Problem to work on: Will you write out the data exactly, excluding every picture?

Stored data:
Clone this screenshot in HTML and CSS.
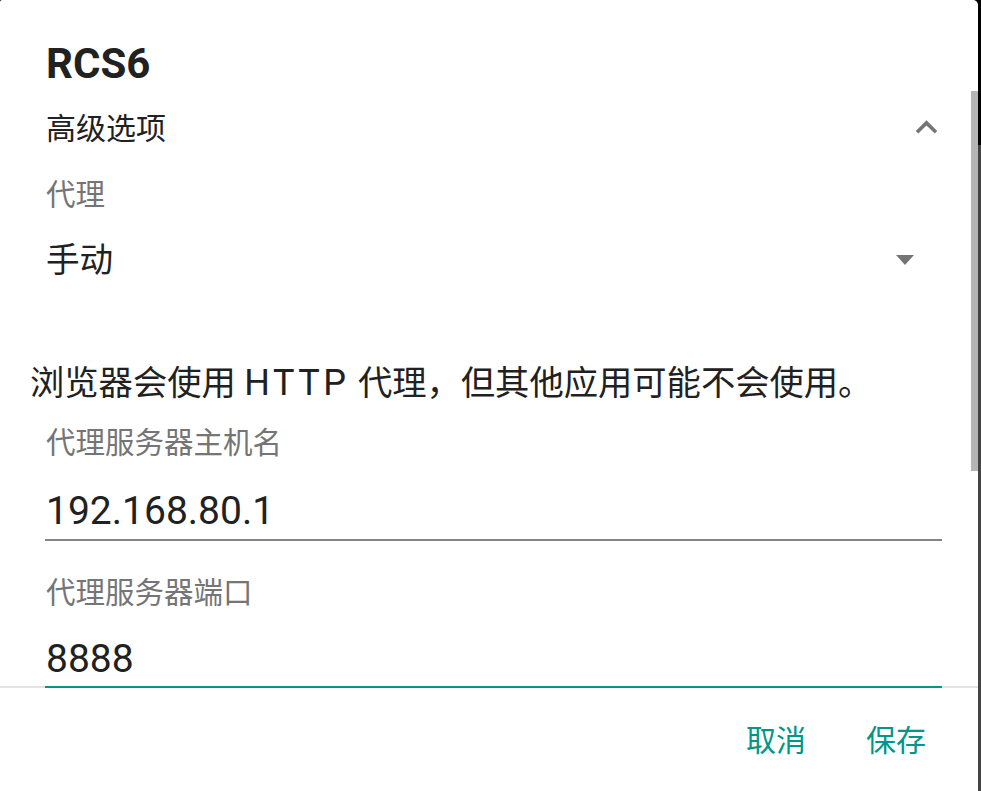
FILE: index.html
```html
<!DOCTYPE html>
<html lang="zh-CN">
<head>
<meta charset="utf-8">
<link rel="stylesheet" href="styles.css">
</head>
<body>
<div class="dialog">
  <div class="title">RCS6</div>
  <div class="scroll">
    <div class="row-adv">
      <span class="adv-text">高级选项</span>
      <svg class="chev" viewBox="0 0 24 24" width="43" height="43"><path d="M12 8l-6 6 1.41 1.41L12 10.83l4.59 4.58L18 14z" fill="#757575"/></svg>
    </div>
    <div class="label label-proxy">代理</div>
    <div class="spinner">
      <span class="spinner-text">手动</span>
      <span class="tri"></span>
    </div>
    <div class="note">浏览器会使用 <span class="latin">HTTP</span> 代理，但其他应用可能不会使用。</div>
    <div class="label label-host">代理服务器主机名</div>
    <div class="input input-host">192.168.80.1</div>
    <div class="label label-port">代理服务器端口</div>
    <div class="input input-port">8888</div>
  </div>
  <div class="footer">
    <span class="btn">取消</span>
    <span class="btn">保存</span>
  </div>
  <div class="scrollbar"></div>
</div>
</body>
</html>
```
FILE: styles.css
```css
html, body {
  margin: 0;
  padding: 0;
  height: 100%;
}
body {
  background: linear-gradient(#000 0, #000 145px, #444 145px);
  font-family: Roboto, "Noto Sans CJK SC", sans-serif;
  color: #212121;
  overflow: hidden;
}
.dialog {
  position: relative;
  width: 978px;
  height: 100%;
  background: #fff;
  border-top-left-radius: 2px;
  border-top-right-radius: 5px;
}
.title {
  padding: 39px 0 0 46px;
  height: 50px;
  line-height: 50px;
  font-size: 42px;
  font-weight: 700;
}
.scroll {
  position: relative;
  z-index: 1;
}
.row-adv {
  height: 80px;
  display: flex;
  align-items: center;
  justify-content: space-between;
  padding: 0 30px 0 46px;
}
.adv-text {
  font-size: 30px;
  line-height: 50px;
}
.chev {
  display: block;
  margin-top: -3px;
}
.label {
  color: #757575;
  font-size: 29.5px;
  line-height: 50px;
  padding-left: 46px;
}
.label-proxy {
  height: 52px;
  line-height: 52px;
}
.spinner {
  height: 80px;
  display: flex;
  align-items: center;
  justify-content: space-between;
  padding: 0 64px 0 46px;
}
.spinner-text {
  font-size: 33.6px;
  line-height: 50px;
}
.tri {
  width: 0;
  height: 0;
  border-left: 9px solid transparent;
  border-right: 9px solid transparent;
  border-top: 10px solid #757575;
  margin-top: -2px;
}
.note {
  margin-top: 57px;
  padding-left: 30px;
  height: 50px;
  font-size: 34.3px;
  line-height: 50px;
  white-space: nowrap;
}
.latin {
  font-size: 36px;
  line-height: 1;
  letter-spacing: 3.5px;
}
.label-host {
  height: 70px;
  line-height: 70px;
}
.input {
  margin: 0 36px 0 45px;
  padding-left: 1px;
  font-size: 39px;
  line-height: 50px;
}
.input-host {
  padding-top: 8px;
  padding-bottom: 3px;
  border-bottom: 2px solid #858585;
}
.label-port {
  margin-top: 27px;
}
.input-port {
  padding-top: 16px;
  padding-bottom: 2px;
  border-bottom: 2px solid #009688;
  margin-bottom: -2px;
}
.footer {
  border-top: 2px solid #e3e3e3;
  display: flex;
  justify-content: flex-end;
  gap: 60px;
  padding: 28px 52px 0 0;
}
.btn {
  color: #009688;
  font-size: 30px;
  line-height: 50px;
}
.scrollbar {
  position: absolute;
  z-index: 2;
  right: 0;
  top: 91px;
  width: 7px;
  height: 380px;
  background: #b5b5b5;
}
```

Task answer:
Clone this screenshot in HTML and CSS.
FILE: index.html
```html
<!DOCTYPE html>
<html lang="zh-CN">
<head>
<meta charset="utf-8">
<link rel="stylesheet" href="styles.css">
</head>
<body>
<div class="dialog">
  <div class="title">RCS6</div>
  <div class="scroll">
    <div class="row-adv">
      <span class="adv-text">高级选项</span>
      <svg class="chev" viewBox="0 0 24 24" width="43" height="43"><path d="M12 8l-6 6 1.41 1.41L12 10.83l4.59 4.58L18 14z" fill="#757575"/></svg>
    </div>
    <div class="label label-proxy">代理</div>
    <div class="spinner">
      <span class="spinner-text">手动</span>
      <span class="tri"></span>
    </div>
    <div class="note">浏览器会使用 <span class="latin">HTTP</span> 代理，但其他应用可能不会使用。</div>
    <div class="label label-host">代理服务器主机名</div>
    <div class="input input-host">192.168.80.1</div>
    <div class="label label-port">代理服务器端口</div>
    <div class="input input-port">8888</div>
  </div>
  <div class="footer">
    <span class="btn">取消</span>
    <span class="btn">保存</span>
  </div>
  <div class="scrollbar"></div>
</div>
</body>
</html>
```
FILE: styles.css
```css
html, body {
  margin: 0;
  padding: 0;
  height: 100%;
}
body {
  background: linear-gradient(#000 0, #000 145px, #444 145px);
  font-family: Roboto, "Noto Sans CJK SC", sans-serif;
  color: #212121;
  overflow: hidden;
}
.dialog {
  position: relative;
  width: 978px;
  height: 100%;
  background: #fff;
  border-top-left-radius: 2px;
  border-top-right-radius: 5px;
}
.title {
  padding: 39px 0 0 46px;
  height: 50px;
  line-height: 50px;
  font-size: 42px;
  font-weight: 700;
}
.scroll {
  position: relative;
  z-index: 1;
}
.row-adv {
  height: 80px;
  display: flex;
  align-items: center;
  justify-content: space-between;
  padding: 0 30px 0 46px;
}
.adv-text {
  font-size: 30px;
  line-height: 50px;
}
.chev {
  display: block;
  margin-top: -3px;
}
.label {
  color: #757575;
  font-size: 29.5px;
  line-height: 50px;
  padding-left: 46px;
}
.label-proxy {
  height: 52px;
  line-height: 52px;
}
.spinner {
  height: 80px;
  display: flex;
  align-items: center;
  justify-content: space-between;
  padding: 0 64px 0 46px;
}
.spinner-text {
  font-size: 33.6px;
  line-height: 50px;
}
.tri {
  width: 0;
  height: 0;
  border-left: 9px solid transparent;
  border-right: 9px solid transparent;
  border-top: 10px solid #757575;
  margin-top: -2px;
}
.note {
  margin-top: 57px;
  padding-left: 30px;
  height: 50px;
  font-size: 34.3px;
  line-height: 50px;
  white-space: nowrap;
}
.latin {
  font-size: 36px;
  line-height: 1;
  letter-spacing: 3.5px;
}
.label-host {
  height: 70px;
  line-height: 70px;
}
.input {
  margin: 0 36px 0 45px;
  padding-left: 1px;
  font-size: 39px;
  line-height: 50px;
}
.input-host {
  padding-top: 8px;
  padding-bottom: 3px;
  border-bottom: 2px solid #858585;
}
.label-port {
  margin-top: 27px;
}
.input-port {
  padding-top: 16px;
  padding-bottom: 2px;
  border-bottom: 2px solid #009688;
  margin-bottom: -2px;
}
.footer {
  border-top: 2px solid #e3e3e3;
  display: flex;
  justify-content: flex-end;
  gap: 60px;
  padding: 28px 52px 0 0;
}
.btn {
  color: #009688;
  font-size: 30px;
  line-height: 50px;
}
.scrollbar {
  position: absolute;
  z-index: 2;
  right: 0;
  top: 91px;
  width: 7px;
  height: 380px;
  background: #b5b5b5;
}
```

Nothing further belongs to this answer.